╔══

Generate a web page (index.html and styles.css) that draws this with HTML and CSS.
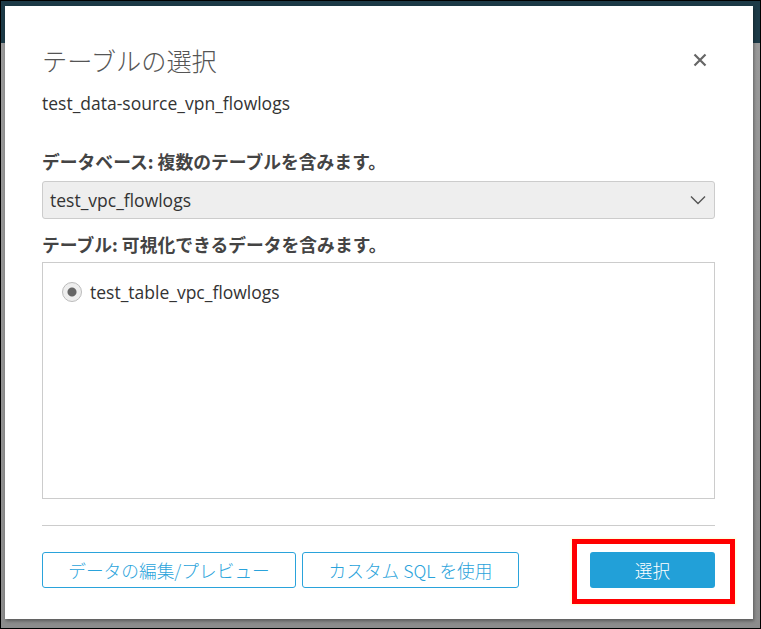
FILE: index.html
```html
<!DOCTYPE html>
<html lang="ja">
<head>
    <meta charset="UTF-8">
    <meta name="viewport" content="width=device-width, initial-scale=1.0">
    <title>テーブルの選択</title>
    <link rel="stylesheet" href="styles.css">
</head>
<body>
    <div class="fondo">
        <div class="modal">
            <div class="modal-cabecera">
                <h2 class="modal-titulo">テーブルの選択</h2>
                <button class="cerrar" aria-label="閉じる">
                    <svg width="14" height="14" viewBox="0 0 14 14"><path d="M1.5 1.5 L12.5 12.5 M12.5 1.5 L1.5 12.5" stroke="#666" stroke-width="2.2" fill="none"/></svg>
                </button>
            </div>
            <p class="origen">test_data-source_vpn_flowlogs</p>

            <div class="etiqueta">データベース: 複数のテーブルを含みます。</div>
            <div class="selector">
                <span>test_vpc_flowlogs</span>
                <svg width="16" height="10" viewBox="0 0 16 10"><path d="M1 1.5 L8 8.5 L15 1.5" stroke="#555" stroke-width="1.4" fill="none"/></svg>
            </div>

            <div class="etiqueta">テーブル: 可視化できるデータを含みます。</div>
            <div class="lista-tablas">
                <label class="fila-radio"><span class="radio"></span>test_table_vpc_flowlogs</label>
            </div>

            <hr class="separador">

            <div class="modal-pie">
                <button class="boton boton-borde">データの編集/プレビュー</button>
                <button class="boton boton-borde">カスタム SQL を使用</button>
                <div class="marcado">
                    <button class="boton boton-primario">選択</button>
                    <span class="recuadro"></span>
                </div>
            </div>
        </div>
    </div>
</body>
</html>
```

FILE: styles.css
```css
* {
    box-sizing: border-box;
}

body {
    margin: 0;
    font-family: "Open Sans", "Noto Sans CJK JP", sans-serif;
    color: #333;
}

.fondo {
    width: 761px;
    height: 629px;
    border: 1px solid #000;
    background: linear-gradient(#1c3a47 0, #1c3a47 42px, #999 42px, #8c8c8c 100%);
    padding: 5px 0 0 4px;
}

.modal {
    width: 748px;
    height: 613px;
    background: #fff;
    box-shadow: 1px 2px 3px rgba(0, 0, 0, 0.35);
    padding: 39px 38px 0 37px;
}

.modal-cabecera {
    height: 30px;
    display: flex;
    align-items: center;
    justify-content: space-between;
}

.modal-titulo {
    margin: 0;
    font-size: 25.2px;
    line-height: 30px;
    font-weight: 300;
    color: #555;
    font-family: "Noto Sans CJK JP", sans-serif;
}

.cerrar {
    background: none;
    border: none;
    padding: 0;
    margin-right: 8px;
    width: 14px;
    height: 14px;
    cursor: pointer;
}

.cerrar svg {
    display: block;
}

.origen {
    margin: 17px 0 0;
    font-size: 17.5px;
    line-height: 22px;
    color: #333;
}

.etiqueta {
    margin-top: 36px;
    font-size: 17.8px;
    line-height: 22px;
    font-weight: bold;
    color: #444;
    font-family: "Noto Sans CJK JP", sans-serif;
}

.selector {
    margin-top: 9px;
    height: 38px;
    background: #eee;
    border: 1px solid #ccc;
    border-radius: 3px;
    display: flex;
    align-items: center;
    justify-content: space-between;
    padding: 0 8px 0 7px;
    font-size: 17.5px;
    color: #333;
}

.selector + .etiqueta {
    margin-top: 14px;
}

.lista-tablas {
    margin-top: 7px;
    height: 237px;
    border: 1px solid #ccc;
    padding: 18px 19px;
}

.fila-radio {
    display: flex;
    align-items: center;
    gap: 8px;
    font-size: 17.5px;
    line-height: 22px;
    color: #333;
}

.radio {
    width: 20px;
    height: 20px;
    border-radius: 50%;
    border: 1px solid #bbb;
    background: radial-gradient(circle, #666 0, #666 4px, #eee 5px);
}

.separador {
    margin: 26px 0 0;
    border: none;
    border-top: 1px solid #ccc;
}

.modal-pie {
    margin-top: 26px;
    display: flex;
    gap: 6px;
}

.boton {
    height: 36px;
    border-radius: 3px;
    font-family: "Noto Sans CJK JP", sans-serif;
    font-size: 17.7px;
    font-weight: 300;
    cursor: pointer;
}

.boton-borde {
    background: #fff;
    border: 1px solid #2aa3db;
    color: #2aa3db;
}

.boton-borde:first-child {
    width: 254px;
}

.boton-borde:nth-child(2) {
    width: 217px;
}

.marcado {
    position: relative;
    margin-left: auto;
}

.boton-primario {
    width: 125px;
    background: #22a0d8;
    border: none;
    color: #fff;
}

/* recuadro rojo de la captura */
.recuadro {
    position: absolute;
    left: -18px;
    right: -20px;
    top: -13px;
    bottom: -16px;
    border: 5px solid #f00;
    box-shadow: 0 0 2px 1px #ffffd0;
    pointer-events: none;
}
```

╚══

> [GIVEN INSTRUCTION]: Leave out the pictures and print every line of the data exactly.

> [OUTPUT BELOW]:
Generate a web page (index.html and styles.css) that draws this with HTML and CSS.
FILE: index.html
```html
<!DOCTYPE html>
<html lang="ja">
<head>
    <meta charset="UTF-8">
    <meta name="viewport" content="width=device-width, initial-scale=1.0">
    <title>テーブルの選択</title>
    <link rel="stylesheet" href="styles.css">
</head>
<body>
    <div class="fondo">
        <div class="modal">
            <div class="modal-cabecera">
                <h2 class="modal-titulo">テーブルの選択</h2>
                <button class="cerrar" aria-label="閉じる">
                    <svg width="14" height="14" viewBox="0 0 14 14"><path d="M1.5 1.5 L12.5 12.5 M12.5 1.5 L1.5 12.5" stroke="#666" stroke-width="2.2" fill="none"/></svg>
                </button>
            </div>
            <p class="origen">test_data-source_vpn_flowlogs</p>

            <div class="etiqueta">データベース: 複数のテーブルを含みます。</div>
            <div class="selector">
                <span>test_vpc_flowlogs</span>
                <svg width="16" height="10" viewBox="0 0 16 10"><path d="M1 1.5 L8 8.5 L15 1.5" stroke="#555" stroke-width="1.4" fill="none"/></svg>
            </div>

            <div class="etiqueta">テーブル: 可視化できるデータを含みます。</div>
            <div class="lista-tablas">
                <label class="fila-radio"><span class="radio"></span>test_table_vpc_flowlogs</label>
            </div>

            <hr class="separador">

            <div class="modal-pie">
                <button class="boton boton-borde">データの編集/プレビュー</button>
                <button class="boton boton-borde">カスタム SQL を使用</button>
                <div class="marcado">
                    <button class="boton boton-primario">選択</button>
                    <span class="recuadro"></span>
                </div>
            </div>
        </div>
    </div>
</body>
</html>
```

FILE: styles.css
```css
* {
    box-sizing: border-box;
}

body {
    margin: 0;
    font-family: "Open Sans", "Noto Sans CJK JP", sans-serif;
    color: #333;
}

.fondo {
    width: 761px;
    height: 629px;
    border: 1px solid #000;
    background: linear-gradient(#1c3a47 0, #1c3a47 42px, #999 42px, #8c8c8c 100%);
    padding: 5px 0 0 4px;
}

.modal {
    width: 748px;
    height: 613px;
    background: #fff;
    box-shadow: 1px 2px 3px rgba(0, 0, 0, 0.35);
    padding: 39px 38px 0 37px;
}

.modal-cabecera {
    height: 30px;
    display: flex;
    align-items: center;
    justify-content: space-between;
}

.modal-titulo {
    margin: 0;
    font-size: 25.2px;
    line-height: 30px;
    font-weight: 300;
    color: #555;
    font-family: "Noto Sans CJK JP", sans-serif;
}

.cerrar {
    background: none;
    border: none;
    padding: 0;
    margin-right: 8px;
    width: 14px;
    height: 14px;
    cursor: pointer;
}

.cerrar svg {
    display: block;
}

.origen {
    margin: 17px 0 0;
    font-size: 17.5px;
    line-height: 22px;
    color: #333;
}

.etiqueta {
    margin-top: 36px;
    font-size: 17.8px;
    line-height: 22px;
    font-weight: bold;
    color: #444;
    font-family: "Noto Sans CJK JP", sans-serif;
}

.selector {
    margin-top: 9px;
    height: 38px;
    background: #eee;
    border: 1px solid #ccc;
    border-radius: 3px;
    display: flex;
    align-items: center;
    justify-content: space-between;
    padding: 0 8px 0 7px;
    font-size: 17.5px;
    color: #333;
}

.selector + .etiqueta {
    margin-top: 14px;
}

.lista-tablas {
    margin-top: 7px;
    height: 237px;
    border: 1px solid #ccc;
    padding: 18px 19px;
}

.fila-radio {
    display: flex;
    align-items: center;
    gap: 8px;
    font-size: 17.5px;
    line-height: 22px;
    color: #333;
}

.radio {
    width: 20px;
    height: 20px;
    border-radius: 50%;
    border: 1px solid #bbb;
    background: radial-gradient(circle, #666 0, #666 4px, #eee 5px);
}

.separador {
    margin: 26px 0 0;
    border: none;
    border-top: 1px solid #ccc;
}

.modal-pie {
    margin-top: 26px;
    display: flex;
    gap: 6px;
}

.boton {
    height: 36px;
    border-radius: 3px;
    font-family: "Noto Sans CJK JP", sans-serif;
    font-size: 17.7px;
    font-weight: 300;
    cursor: pointer;
}

.boton-borde {
    background: #fff;
    border: 1px solid #2aa3db;
    color: #2aa3db;
}

.boton-borde:first-child {
    width: 254px;
}

.boton-borde:nth-child(2) {
    width: 217px;
}

.marcado {
    position: relative;
    margin-left: auto;
}

.boton-primario {
    width: 125px;
    background: #22a0d8;
    border: none;
    color: #fff;
}

/* recuadro rojo de la captura */
.recuadro {
    position: absolute;
    left: -18px;
    right: -20px;
    top: -13px;
    bottom: -16px;
    border: 5px solid #f00;
    box-shadow: 0 0 2px 1px #ffffd0;
    pointer-events: none;
}
```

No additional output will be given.